In the end, Republicans backed down from supporting a number of hard-line amendments that placed numerous other conditions on sanctions removal, and fence-sitting Democrats including Sen. Chris Coons agreed to support the compromise bill.

“This legislation is exactly the congressional review we’ve been working on since day one,” Corker claimed.

“I think the reason the administration in the last two hours has chosen the path that they’re now taking, is the number of Senators that they realized were going to support this legislation,” he asserted during the committee hearing.

Even the administration’s former allies in opposing the bill, including the National Iranian American Council, rejected the White House’s claims that a suitable compromise had been reached.

“NIAC has consistently opposed S.615 because of our concern that it threatened to undermine negotiations and derail a deal. The compromise amendment that was struck by Senators Corker and Cardin does not change the fundamental problems with this bill.

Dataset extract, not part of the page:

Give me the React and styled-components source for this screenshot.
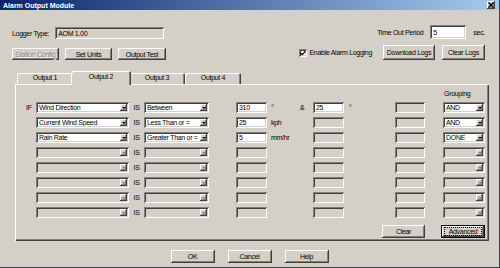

It still threatens to derail the talks and kill a deal, and we remain opposed to it,” complained the organization’s policy director, Jamal Abdi.

“We are hopeful that, because the Administration has indicated they can live with this version of the bill, there is a plan in place to ensure it will not derail a deal,” Abdi continued in a statement released before the Tuesday afternoon committee vote. “We are concerned, however, that this bill only drives up the cost of securing a deal with Iran. The uncertainty the bill creates regarding US ability to provide sanctions relief, combined with the backlash that it could generate in Iran to limit their negotiators’ maneuverability, could very well mean greater US concessions will be necessary to secure a deal.”